Prospects for future: Outlook mixed. Too shameful to walk round house singing at top of voice all the time, but will continue to seize private opportunities.

Cheryl says nahh.

I WILL:

5) Pay all bills on time instead of letting phone, internet, etc be turned off owing to late payment of minimum payments.

Status of resolution: Outright failure. Aforementioned poverty and lack of timely paycheque from work has resulted in the continuation of turned-off phone service. Continued fear that payment on last day of payment tomorrow for internet will result in interrupted service again. Must call company and explain situation. Sure they will be understanding.
Prospects for future: Outlook mixed. In quagmire of bills, as am now faced with 1900kč monthly social security tax payment and 1500kč fee for end of energy bill in flat. Hopeful about phone being turned on next week with arrival of paycheque tomorrow and payment of other essentials.

 Doubtful.

I WILL:

6) Try new recipes more frequently instead of falling into dreadful rut of making same successful recipe every night for 3 weeks.

Status of resolution: Mixed success. Have successfully taken on delicious new recipes, but have fallen into same habit of making successes over and over ad nauseam until supplies required for recipe run out.
Prospects for future: Outlook good. Feel prepared to continue to try new things, taking inspiration as always from creations of Laura Jane's perpetually interesting cookery.

I WILL NOT:

1) Bitch about missing Tandrew, Alice, Meghan, Simona et al but instead invest time into finding new friends (ideally the more permanent variety).
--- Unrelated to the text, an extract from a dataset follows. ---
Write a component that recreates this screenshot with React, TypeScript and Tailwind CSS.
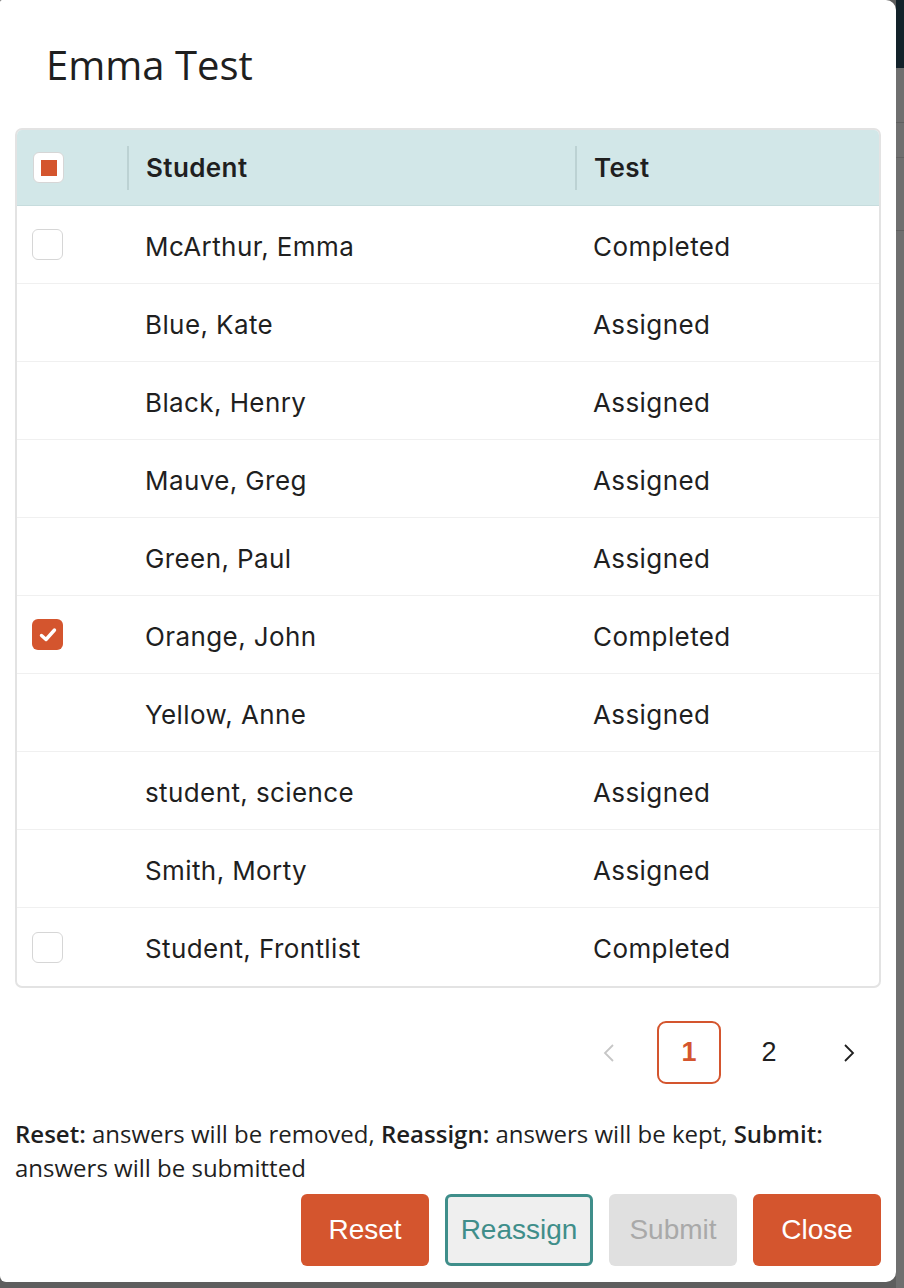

Status of resolution: Total success. Still missing lovely friends yet have adopted healthy 'if you love them, set them free' style attitude towards whole thing.
Prospects for future: Outlook good. Promising new social calendar and lovely new friends comprised of expats and students.

Self at parties??

I WILL NOT:

2) Let self become bone idle, lazy, demotivated, or sedentary. Will sit with computer at kitchen table instead of tucked away in bedroom like some sort of elderly recluse on disability.

Status of resolution: Total success. Not sure about this one actually but Laura Jane says have been total success. In fact, am seated at kitchen table right now, and have partaken in lovely crafting.
Prospects for future: Outlook good. At least for the minute, am more content sitting here writing than would be if I was curled under my duvet watching Project Runway.

I WILL NOT:

3) Maintain habit of binging and purging re: blogging, i.e. going for days and days without posting until it all comes to a head and I vomit sixteen topics in one sitting.
Status of resolution: Total failure, as evidenced by today's and recent blogging activity. Have not posted in over a week, yet am doing my third post of the day already. Definitive binging and purging.
Prospects for future: Outlook dire. If being totally honest about it, don't see this changing, but will continue to make best efforts.

Representative of the eagerness with which I should approach blogging.


I WILL NOT:

4) Be in any way habitually negative or self-pitying as continuation of last two years' resolutions (only resolution which have ever kept).

Status of resolution: Total success. Have not sunk into any debilitating funks for more than two days at a time, and am always successful at pulling self out.
Prospects for future: Outlook good. Winter fades and with it so too the potential for Generalised Pissed Disorder (new candidate for DSM?).

I WILL NOT:

5) Close self off from opportunities in work, love, or social life. Instead, will extend self more and put self 'out there', as they say, though am unsure and uncomfortable about where exactly 'out there' is. Sounds dangerous.

Status of resolution: Total success. Have done exactly as resolved to do, with tremendous results. Feels like a major personal victory.
Prospects for future: Outlook good. Found that it is easier to keep self in this state of mind than anything else. After all, "Worrying will not change the outcome."

I WILL NOT:

6)  Lie about my ideas, my life, my thoughts and opinions, or myself to make other people feel better somehow.
Status of resolution: Total success. Well, so far at least, but has not yet been really tested as such. Will know more when faced with relevant situation.
Prospects for future: Outlook mixed. Resolve may fade when faced with relevant situation.


So there we have it! A frank and devastatingly self-aware assessment of status of life and resolutions. Will continue to monitor these as the year progresses.